The bullying changed. I won’t say it stopped completely, but I will say it stopped having power over me.

I found that some started to accept me and over time the bullying practically disappeared. Yeah there was a comment now and then from an insecure asshole, but it was no longer aggressively oppressing. I had the power now because I took my power back by accepting and saying “I am gay, I am a faggot, queer or whatever.” High school turned out pretty good after all. Not perfect, but pretty damn good.

The change I see is this:

I changed my world by accepting who and what I was. I changed other’s worlds by allowing them to see, know and be friends with an out gay man. I also allowed others who were gay to follow me into their own truth.

Leaders

Many attribute the uprising of Stonewall to the drag queens and transgender present the night of the raid 50 years ago. Today much of our leadership is inspired by those same members of our diverse community.

Diversity and acceptance are character qualities I support, admire and strive toward. I applaud those who step up and out, to lead us through living their own truth. It is through their vulnerability that courage and strength are born.

Thank you to Peppermint, Lady Bunny and Sasha Velour for your inspiration and leadership.

Tipping Points

While the video’s title didn’t thrill me by starting with the words “Old Gays”, I was interested to see what insight the video held. My takeaway is when the one immediately responds that the significance of Stonewall is what happened afterwards and that is still unfolding.

As pride month continues in its 50th year after Stonewall let us continue the significance of this humble rebellion and it’s aftermath. Happy Pride.

Shapeshifting

Being the 50th anniversary of Stonewall I search daily for a new video that resonates. Some days the videos just pop into my YouTube suggestions, some days I run into them on another blog and still other days I take the time to search. Today I searched and I learned, I found growth…growth in my understanding.

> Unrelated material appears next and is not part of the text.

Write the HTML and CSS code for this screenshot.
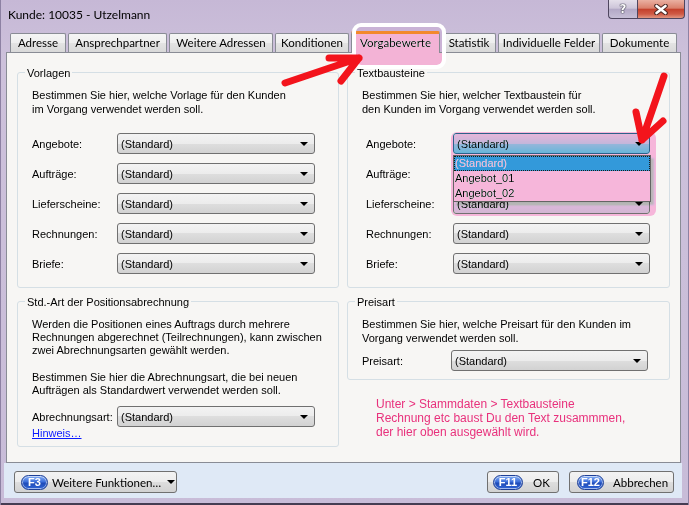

I’ll never be able to fully understand the plight of those born into the wrong body, but I can try to empathize through understanding from pieces of my own personal experiences. Even though I was born into an exterior male body that matches my inner gay male persona, I can understand this new term I learned today, Shapeshifting. While I didn’t have to act as a different sex, I did have to lie and act as if I was attracted to the opposite sex in order to hide who I really was. I can still catch myself shapeshifting as it was something engrained deeply in me early in my life.

I cannot claim to understand the complete experience of transgender. I can love, accept, embrace and support to the best of my own empathy and understanding.